Political professionals agree that the Supreme Court's decision in the [Citizens United] case and subsequent rulings have given wealthy individuals and corporations an expanded range of options to spend millions of dollars in elections. What is not so understood is that unions profited from Citizens United, too. They can tap their treasuries to organize, donate to super PACs, and expand their get-out-the-vote operations with new, potent practices.
The old campaign finance laws "kept us from speaking out in a robust way," said Michael Podhorzer, the political director for the AFL-CIO. "Citizens United, though in an unwelcome way, has solved that problem." ...
To keep the field level, the AFL-CIO plans to have 400,000 members registering voters and getting out the vote this year. Thanks to Citizens United, those volunteers will be able to knock on all doors as they canvass a neighborhood--not just those of fellow union members. The federation has social-media projects, a super PAC, and an experiment that will be studied by both friends and foes this year: Instead of gearing up and then closing shop in each campaign cycle, it is placing full-time political professionals in Florida, Michigan, Nevada, Ohio, Pennsylvania, and Wisconsin. There will be more states to come, says AFL-CIO President Richard Trumka, and the teams will keep working after Election Day, preparing for the next round of local, state, or federal campaigns.

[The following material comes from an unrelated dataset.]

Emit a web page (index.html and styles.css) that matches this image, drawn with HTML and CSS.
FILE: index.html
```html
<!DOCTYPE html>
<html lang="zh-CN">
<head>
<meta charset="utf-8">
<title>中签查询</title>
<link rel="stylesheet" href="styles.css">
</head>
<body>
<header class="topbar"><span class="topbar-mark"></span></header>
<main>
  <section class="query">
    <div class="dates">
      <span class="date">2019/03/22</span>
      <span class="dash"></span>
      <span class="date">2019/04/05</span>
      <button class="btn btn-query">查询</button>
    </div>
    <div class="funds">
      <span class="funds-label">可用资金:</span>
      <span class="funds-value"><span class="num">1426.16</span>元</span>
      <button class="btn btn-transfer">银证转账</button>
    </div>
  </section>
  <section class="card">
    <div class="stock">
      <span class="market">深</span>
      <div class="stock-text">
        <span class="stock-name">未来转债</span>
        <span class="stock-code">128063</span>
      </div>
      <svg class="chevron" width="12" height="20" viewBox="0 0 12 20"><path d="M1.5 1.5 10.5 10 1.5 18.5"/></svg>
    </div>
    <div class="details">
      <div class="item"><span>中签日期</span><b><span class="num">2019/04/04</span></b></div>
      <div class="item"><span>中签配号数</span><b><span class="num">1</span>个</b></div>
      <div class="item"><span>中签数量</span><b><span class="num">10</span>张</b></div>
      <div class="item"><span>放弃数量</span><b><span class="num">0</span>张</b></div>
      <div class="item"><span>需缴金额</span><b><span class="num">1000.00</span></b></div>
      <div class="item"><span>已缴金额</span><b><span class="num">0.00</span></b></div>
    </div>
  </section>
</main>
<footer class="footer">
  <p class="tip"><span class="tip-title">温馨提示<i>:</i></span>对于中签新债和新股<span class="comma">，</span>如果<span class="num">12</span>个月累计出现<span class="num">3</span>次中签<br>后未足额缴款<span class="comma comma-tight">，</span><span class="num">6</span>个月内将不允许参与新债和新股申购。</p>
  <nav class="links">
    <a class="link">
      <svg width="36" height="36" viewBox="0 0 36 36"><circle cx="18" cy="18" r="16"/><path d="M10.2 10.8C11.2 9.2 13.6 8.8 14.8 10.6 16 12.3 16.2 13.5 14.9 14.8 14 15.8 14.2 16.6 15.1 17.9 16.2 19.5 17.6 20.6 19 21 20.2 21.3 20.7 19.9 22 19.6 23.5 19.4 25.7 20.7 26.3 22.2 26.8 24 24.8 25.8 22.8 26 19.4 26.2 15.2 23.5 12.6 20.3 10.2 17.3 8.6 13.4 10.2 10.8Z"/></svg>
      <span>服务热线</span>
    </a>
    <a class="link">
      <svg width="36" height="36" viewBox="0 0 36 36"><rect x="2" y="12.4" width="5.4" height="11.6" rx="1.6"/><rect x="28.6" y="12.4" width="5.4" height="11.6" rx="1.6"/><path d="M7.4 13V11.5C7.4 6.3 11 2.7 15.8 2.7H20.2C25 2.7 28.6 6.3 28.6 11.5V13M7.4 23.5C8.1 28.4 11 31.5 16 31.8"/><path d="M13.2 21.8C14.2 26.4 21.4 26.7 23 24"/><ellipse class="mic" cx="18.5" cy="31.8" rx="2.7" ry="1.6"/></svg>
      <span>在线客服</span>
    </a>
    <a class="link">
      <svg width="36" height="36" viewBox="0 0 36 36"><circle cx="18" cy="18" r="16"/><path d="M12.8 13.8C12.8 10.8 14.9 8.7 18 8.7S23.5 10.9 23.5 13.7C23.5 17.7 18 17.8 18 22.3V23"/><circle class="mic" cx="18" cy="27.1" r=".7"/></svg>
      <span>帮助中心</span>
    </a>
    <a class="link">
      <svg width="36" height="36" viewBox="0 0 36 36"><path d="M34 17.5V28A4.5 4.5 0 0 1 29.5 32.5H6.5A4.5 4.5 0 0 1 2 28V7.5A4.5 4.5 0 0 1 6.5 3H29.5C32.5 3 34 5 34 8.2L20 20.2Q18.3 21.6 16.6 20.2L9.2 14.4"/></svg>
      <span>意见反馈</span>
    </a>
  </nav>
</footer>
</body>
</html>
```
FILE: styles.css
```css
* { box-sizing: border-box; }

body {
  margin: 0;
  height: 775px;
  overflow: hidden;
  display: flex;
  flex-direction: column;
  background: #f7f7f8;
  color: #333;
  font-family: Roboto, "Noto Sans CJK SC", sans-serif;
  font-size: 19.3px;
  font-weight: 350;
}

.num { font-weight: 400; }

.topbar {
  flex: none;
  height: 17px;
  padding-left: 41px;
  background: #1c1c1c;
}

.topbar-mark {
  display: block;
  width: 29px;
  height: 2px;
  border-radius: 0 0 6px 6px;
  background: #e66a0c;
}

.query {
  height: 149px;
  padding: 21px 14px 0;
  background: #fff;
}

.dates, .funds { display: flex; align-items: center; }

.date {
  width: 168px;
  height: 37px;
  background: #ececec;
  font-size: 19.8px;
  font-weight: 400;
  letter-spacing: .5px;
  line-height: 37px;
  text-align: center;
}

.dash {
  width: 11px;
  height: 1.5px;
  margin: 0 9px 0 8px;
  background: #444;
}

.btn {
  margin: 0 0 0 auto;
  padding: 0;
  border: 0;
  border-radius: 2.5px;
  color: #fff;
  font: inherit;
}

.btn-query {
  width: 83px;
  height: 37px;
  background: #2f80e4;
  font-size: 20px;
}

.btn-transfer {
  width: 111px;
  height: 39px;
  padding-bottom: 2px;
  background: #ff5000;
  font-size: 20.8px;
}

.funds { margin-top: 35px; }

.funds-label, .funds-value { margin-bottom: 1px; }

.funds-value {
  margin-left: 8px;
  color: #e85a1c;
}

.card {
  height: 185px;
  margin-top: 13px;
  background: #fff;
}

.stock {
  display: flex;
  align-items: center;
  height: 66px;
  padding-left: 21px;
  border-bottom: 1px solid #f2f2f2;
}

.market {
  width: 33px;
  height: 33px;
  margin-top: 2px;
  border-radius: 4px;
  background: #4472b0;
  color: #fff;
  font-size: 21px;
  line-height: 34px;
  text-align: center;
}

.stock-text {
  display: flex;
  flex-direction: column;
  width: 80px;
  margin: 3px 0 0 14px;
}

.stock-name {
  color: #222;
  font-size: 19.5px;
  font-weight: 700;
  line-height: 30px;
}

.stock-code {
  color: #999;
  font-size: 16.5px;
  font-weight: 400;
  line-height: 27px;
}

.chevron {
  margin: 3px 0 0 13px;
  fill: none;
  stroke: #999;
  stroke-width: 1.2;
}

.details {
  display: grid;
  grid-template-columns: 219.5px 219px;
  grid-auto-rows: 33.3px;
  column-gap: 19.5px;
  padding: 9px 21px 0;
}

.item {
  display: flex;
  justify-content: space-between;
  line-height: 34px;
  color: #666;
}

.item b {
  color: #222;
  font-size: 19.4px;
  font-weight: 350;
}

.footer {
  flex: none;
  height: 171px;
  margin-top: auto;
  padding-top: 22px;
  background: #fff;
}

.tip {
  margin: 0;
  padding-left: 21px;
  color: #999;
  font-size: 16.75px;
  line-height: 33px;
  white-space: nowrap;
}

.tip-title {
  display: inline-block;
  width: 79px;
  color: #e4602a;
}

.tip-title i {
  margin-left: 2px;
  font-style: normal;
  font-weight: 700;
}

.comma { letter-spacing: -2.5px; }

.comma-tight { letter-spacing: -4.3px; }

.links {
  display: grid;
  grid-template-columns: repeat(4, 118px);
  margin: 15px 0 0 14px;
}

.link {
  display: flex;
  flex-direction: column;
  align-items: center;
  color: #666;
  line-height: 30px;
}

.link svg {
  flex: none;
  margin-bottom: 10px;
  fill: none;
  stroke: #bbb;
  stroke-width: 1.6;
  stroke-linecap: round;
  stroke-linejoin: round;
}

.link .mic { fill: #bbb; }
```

The Service Employees International Union has provided $1.5 million in seed money for the main pro-Obama super PAC, Priorities USA Action. And unions representing Teamsters, laborers, firefighters, food and service-industry workers, municipal employees, electricians, and teachers have all made six-figure donations (including a combined $920,000, in the case of the Teamsters union) to the Democratic Senate or House super PACs.